In addition to the information contained in this Form 10-Q, readers should consider the description of the Company's business contained in Item 1 of the Company's Annual Report on Form 10-K for the year ended December 31, 2011, which was filed with the SEC on March 30, 2012. While not all inclusive, Items 1 and 1A of the Form 10-K and this Form 10-Q disclose additional information about the business of the Company, risk factors, many beyond the Company's control, and further provide discussion of the operating results, financial condition and credit, market and liquidity risks than that which is presented in the narrative and tables included herein.
As discussed in greater detail in the Company's Annual Report on Form 10-K for the year ended December 31, 2011, the Puerto Rico economy has contracted nearly 13% since the beginning of fiscal year 2007. The sustained recessionary, arguably depressionary, economic conditions have caused Doral to change its business strategies over time and have resulted in a much higher than desired level of non-performing loans in the loan portfolios. In 2007, Doral suspended making any new loans collateralized by construction or land in Puerto Rico. In 2008, Doral suspended new commercial lending activities in Puerto Rico, focusing on servicing its loans to existing commercial customers. In 2009, Doral significantly increased its residential mortgage loans underwriting standards for those loans it retains in its portfolio. Despite these actions which eliminated or reduced new loans to credit challenged customers, Doral's non-performing loans increased as a result of defaults from previously existing customers. In response to the combination of the Puerto Rico economy and the economic difficulties of Doral's customers, in 2010 Doral initiated programs to modify the credit terms of a significant number of residential mortgage and commercial borrowers as a means to optimize the performance of the borrowers and Doral. In addition, Doral expanded its U.S. based funding sources and outstanding commercial loans to U.S. businesses as investment securities and loans in Puerto Rico decreased as a means to generate incremental income to offset costs and losses from certain Puerto Rico based activities, and undertook actions to reduce its costs of doing business.
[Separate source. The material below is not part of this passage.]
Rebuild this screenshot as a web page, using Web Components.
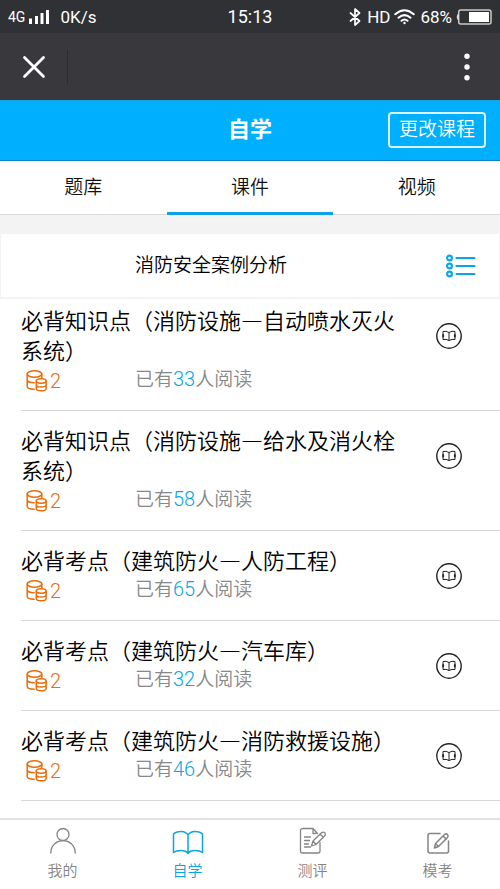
<!DOCTYPE html>
<html lang="zh-CN">
<head>
<meta charset="utf-8">
<meta name="viewport" content="width=device-width, initial-scale=1">
<title>自学</title>
<style>
  body { margin: 0; background: #fff; font-family: Roboto, "Noto Sans CJK SC", sans-serif; font-weight: 350; color: #111; }
</style>
</head>
<body>
<study-app></study-app>
<script>
const define = (name, html, setup) => customElements.define(name, class extends HTMLElement {
  constructor() {
    super();
    this.attachShadow({ mode: 'open' });
  }
  connectedCallback() {
    this.shadowRoot.innerHTML = '<style>*{box-sizing:border-box}svg{display:block;flex:none;fill:none;stroke:currentColor;stroke-linecap:round;stroke-linejoin:round}button{font:inherit;color:inherit;background:none;border:0;padding:0;margin:0;cursor:pointer}a{color:inherit;text-decoration:none}</style>' + html;
    if (setup) setup(this, this.shadowRoot);
  }
});

define('status-bar', `
<style>
  :host { display: grid; grid-template-columns: 1fr auto 1fr; align-items: center; height: 33px; padding: 0 8px; background: #303134; color: #fff; font-size: 17px; font-weight: 400; }
  .side { display: flex; align-items: center; }
  .net { font-size: 14px; margin-right: 4px; }
  .speed { margin-left: 10px; }
  .time { font-size: 18px; }
  .end { justify-content: flex-end; }
  .bt { margin-right: 6px; }
  .wifi { margin: 0 5px 0 4px; }
  .bat { margin-left: 4px; }
</style>
<div class="side"><span class="net">4G</span>
  <svg width="21" height="16" viewBox="0 0 21 16"><path stroke="none" fill="#fff" d="M0 9.500h3V15H0zM6 7h3v8H6zM11.500 4h3v11h-3zM17 1h3v14h-3z"/></svg>
  <span class="speed">0K/s</span></div>
<span class="time">15:13</span>
<div class="side end">
  <svg class="bt" width="12" height="18" viewBox="0 0 12 18" stroke-width="1.700"><path d="M1.500 5l9 8L6 17V1l4.500 4-9 8"/></svg>
  <span>HD</span>
  <svg class="wifi" width="21" height="16" viewBox="0 0 21 16" stroke-width="2"><path d="M1.200 5.200q9.300-8 18.600 0M4.500 8.700q6-5.200 12 0M7.500 11.800q3-2.500 6 0"/><circle cx="10.500" cy="14" r="1.200" fill="#fff" stroke="none"/></svg>
  <span>68%</span>
  <svg class="bat" width="36" height="16" viewBox="0 0 36 16"><rect x="2.700" y="1" width="32.300" height="14" rx="2" stroke="#c9c9c9" stroke-width="1.500"/><path d="M2 5.500Q0 8 2 10.500z" fill="#ddd" stroke="#ddd"/><path d="M13 3h20v10H13z" fill="#fff" stroke="none"/></svg>
</div>`);

define('web-bar', `
<style>
  :host { display: flex; align-items: center; height: 67px; padding: 0 17px 0 17px; background: #39393d; color: #fff; }
  button { display: grid; place-items: center; width: 33px; height: 44px; }
  hr { width: 1px; height: 34px; border: 0; background: #2b2b2e; margin: 0 auto 0 17px; }
</style>
<button aria-label="关闭"><svg width="24" height="24" viewBox="0 0 24 24" stroke-width="2.800"><path d="M2.500 2.500l19 19m0-19l-19 19"/></svg></button>
<hr>
<button aria-label="更多"><svg width="6" height="28" viewBox="0 0 6 28"><g fill="#fff" stroke="none"><circle cx="3" cy="3.300" r="2.700"/><circle cx="3" cy="14" r="2.700"/><circle cx="3" cy="24.700" r="2.700"/></g></svg></button>`);

define('page-header', `
<style>
  :host { display: grid; grid-template-columns: 1fr auto 1fr; align-items: center; height: 61px; padding: 0 14px 2px; background: #00b0ff; border-bottom: 1px solid #0a84c6; border-top: 1px solid #12a5dc; box-sizing: border-box; color: #fff; }
  h1 { grid-column: 2; margin: 0; font-size: 22px; line-height: 30px; font-weight: 700; }
  button { justify-self: end; height: 36px; padding: 0 9px; border: 2px solid #d9f3ff; border-radius: 4px; font-size: 19px; line-height: 28px; }
</style>
<h1><slot></slot></h1><button><slot name="action"></slot></button>`);

define('tab-strip', `
<style>
  :host { display: block; }
  nav { display: grid; grid-template-columns: repeat(3, 1fr); background: linear-gradient(#d9d9d9, #d9d9d9) bottom / 100% 1px no-repeat #fff; }
  ::slotted(a) { height: 54px; text-align: center; font-size: 19px; line-height: 54px; color: #111; text-decoration: none; box-sizing: border-box; }
  ::slotted(a[aria-current]) { border-bottom: 3px solid #0ba3e3; }
</style>
<nav><slot></slot></nav>`);

define('course-card', `
<style>
  :host { display: flex; align-items: center; height: 63px; margin: 19px 1px 2px; padding: 0 22px; background: #fff; }
  h2 { flex: 1; margin: 0 0 0 112px; font-size: 19px; line-height: 28px; font-weight: 350; color: #000; }
  button { color: #0ba5e6; }
</style>
<h2><slot></slot></h2>
<button aria-label="目录"><svg width="32" height="24" viewBox="0 0 32 24" stroke-width="2.200"><circle cx="4.500" cy="4" r="2.400"/><circle cx="4.500" cy="12" r="2.400"/><circle cx="4.500" cy="20" r="2.400"/><path d="M11.500 4h18m-18 8h18m-18 8h18"/></svg></button>`);

define('lesson-item', `
<style>
  :host { display: flex; align-items: flex-start; margin-left: 21px; padding: 13px 38px 21px 0; border-bottom: 1px solid #d8d8d8; }
  :host(:first-of-type) { padding-top: 5px; }
  .body { flex: 1; min-width: 0; }
  h3 { margin: 0 32px 1px 0; font-family: "Noto Sans CJK SC", sans-serif; font-size: 22px; line-height: 30px; font-weight: 350; color: #000; }
  .meta { display: grid; grid-template-columns: 114px 1fr; align-items: center; height: 24px; font-size: 19px; line-height: 24px; color: #888; }
  .cost { display: flex; align-items: center; gap: 3px; padding: 4px 0 0 5px; color: #e86c0a; font-size: 20px; }
  b { font-weight: 350; font-size: 20px; color: #0ba5e0; }
  .open { margin-top: 19px; color: #222; }
</style>
<div class="body">
  <h3><slot></slot></h3>
  <div class="meta">
    <span class="cost"><svg width="21" height="22" viewBox="0 0 21 22" stroke-width="1.500"><ellipse cx="8.500" cy="4" rx="7.300" ry="3.200"/><path d="M1.200 4v12.500c0 1.700 3 2.600 7 2.800M15.800 4v3.500M1.200 10c.4 1.700 3 2.700 7 2.700"/><ellipse cx="15.200" cy="11" rx="4.900" ry="2.200"/><path d="M10.300 11v7.500c0 3 9.800 3 9.800 0V11M10.300 14.700c0 3 9.800 3 9.800 0"/></svg><span class="n"></span></span>
    <span>已有<b></b>人阅读</span>
  </div>
</div>
<button class="open" aria-label="阅读"><svg width="26" height="26" viewBox="0 0 26 26"><circle cx="13" cy="13" r="12.200" stroke-width="1.400"/><path stroke-width="1" d="M13 9.500Q10 7.500 7 8.500v8q3-.800 6 1 3-1.800 6-1v-8q-3-1-6 1v8"/><path stroke-width="1.800" d="M7.200 12v1.500m11.600-1.500v1.500"/></svg></button>`,
(el, root) => {
  root.querySelector('.n').textContent = el.getAttribute('cost');
  root.querySelector('b').textContent = el.getAttribute('readers');
});

const icons = {
  me: '<svg width="28" height="28" viewBox="0 0 28 28" stroke-width="1.300"><circle cx="14" cy="7.500" r="6"/><path d="M1.800 26C2 9.500 26 9.500 26.200 26"/></svg>',
  book: '<svg width="32" height="28" viewBox="0 0 32 28" stroke-width="1.500"><path d="M16 8Q14 4.500 9 4.500T1.500 7v18.500Q4 23.500 9 23.500T16 26.500Q18 23.500 23 23.500t7.500 2V7Q28 4.500 23 4.500T16 8v18.500"/></svg>',
  review: '<svg width="28" height="28" viewBox="0 0 28 28" stroke-width="1.300"><path d="M18.500 6.500L14 1.500H3.500a2 2 0 0 0-2 2v20.500a2 2 0 0 0 2 2h15.500a2 2 0 0 0 2-2V15.500M14 1.500v5h3M5.500 10h6m-6 3.500h5m-5 3.500h4m-4 3h6"/><path d="M12.500 19l1.500-5L22.500 5.800q2-1.500 3.500.2 1 1.700-.5 3L17 17.500zM21 7l3.500 3.500M14 14l3 3.500"/></svg>',
  exam: '<svg width="28" height="28" viewBox="0 0 28 28" stroke-width="1.500"><path d="M16 6.500H6a2 2 0 0 0-2 2V24a2 2 0 0 0 2 2h16.500a2 2 0 0 0 2-2V14"/><path d="M10.500 21l1-4.500 9-9q1.700-1.300 3 0 1.200 1.500 0 3l-9 9zM19 9l3.300 3.300M11.500 16.500l3 3"/></svg>'
};
define('nav-item', `
<style>
  :host { display: block; flex: 1; color: #858585; }
  :host([active]) { color: #0ba5e0; }
  a { display: flex; flex-direction: column; align-items: center; gap: 5px; padding-top: 7px; font-size: 15px; line-height: 22px; }
</style>
<a href="#"><span class="icon"></span><slot></slot></a>`,
(el, root) => {
  root.querySelector('.icon').innerHTML = icons[el.getAttribute('icon')];
  if (el.hasAttribute('active')) root.querySelector('a').setAttribute('aria-current', 'page');
});

define('bottom-nav', `
<style>
  :host { display: block; margin-top: auto; background: #fff; border-top: 2px solid #e2e2e2; }
  nav { display: flex; padding-bottom: 7px; }
</style>
<nav><slot></slot></nav>`);

define('study-app', `
<style>
  :host { display: flex; flex-direction: column; min-height: 100vh; }
  .top { display: flow-root; background: #f3f3f3; }
</style>
<status-bar></status-bar>
<web-bar></web-bar>
<page-header>自学<span slot="action">更改课程</span></page-header>
<div class="top">
  <tab-strip><a href="#">题库</a><a href="#" aria-current="page">课件</a><a href="#">视频</a></tab-strip>
  <course-card>消防安全案例分析</course-card>
</div>
<main>
  <lesson-item cost="2" readers="33">必背知识点（消防设施—自动喷水灭火系统）</lesson-item>
  <lesson-item cost="2" readers="58">必背知识点（消防设施—给水及消火栓系统）</lesson-item>
  <lesson-item cost="2" readers="65">必背考点（建筑防火—人防工程）</lesson-item>
  <lesson-item cost="2" readers="32">必背考点（建筑防火—汽车库）</lesson-item>
  <lesson-item cost="2" readers="46">必背考点（建筑防火—消防救援设施）</lesson-item>
</main>
<bottom-nav>
  <nav-item icon="me">我的</nav-item>
  <nav-item icon="book" active>自学</nav-item>
  <nav-item icon="review">测评</nav-item>
  <nav-item icon="exam">模考</nav-item>
</bottom-nav>`);
</script>
</body>
</html>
The Company expects the conditions that have driven the adoption of its current business strategies to continue, and these conditions are expected to affect Doral's operating results over the course of the next year. In addition, new conditions will present operational and strategic challenges to Doral that must be managed. The ongoing and new conditions include, but are not limited to, the continuing recessionary economy in some of the markets in which the Company competes, the operational restrictions that have been imposed upon the Company by the consent order with the FDIC and the Commissioner and the agreement with the Federal Reserve Bank of New York, the expected consolidation of our competitors in the Puerto Rico market, the continuing growth in Doral's U.S. business, reduction of investments and Puerto Rico loans, and the continuing limits on Puerto Rico lending activities. While the Company believes that the first three factors will negatively affect its business and operating results, the Company believes the last two factors will positively affect its business and operating results. The continuing weakness in the economy in Puerto Rico and the mainland United States is expected to continue to adversely affect the quality of the Company's Puerto Rico home mortgage, commercial real estate, and construction and land portfolios as well as its ability to generate new quality home mortgage loans - the most significant part of the Company's business. The Company anticipates that its operating capabilities will be further restricted by the consent order with the FDIC and the Commissioner and the agreement with the Federal Reserve Bank of New York and that compliance with the consent order and the agreement will cause the Company's operating costs to increase. The Company's operations will also be negatively affected by the continuing consolidation of other banks in the Puerto Rico market as these banks by virtue of their larger size have greater access to capital and customers than the Company and the ability to adopt competitive strategies that are adverse to the interests of Doral.
Regarding the benefits of Doral's strategy to develop U.S. funding and lending opportunities, at September 30, 2012, $2.1 billion of the Company's $6.2 billion gross loans receivable (34%) are to U.S. operating businesses and individuals for business purposes. The Company anticipates that within the next year the Company will expand its U.S. loan exposures to approximately $2.5 billion as investment securities and loans in Puerto Rico decrease. Funding sources specific to its U.S. businesses, specifically deposits and collateralized loan obligations, aggregated to $2.0 billion as of September 30, 2012, with the remainder of the assets funded by the general funding sources available to Doral Bank. The U.S. based commercial loans have lower defaults than the Doral's Puerto Rico commercial loan portfolio. As a result, the Company's U.S. businesses contributed $14.4 million in earnings to Doral's pre-tax pre-provision earnings over the first nine months of 2012 compared to a pre-tax pre-provision loss of $4.1 million from Puerto Rico and corporate activities.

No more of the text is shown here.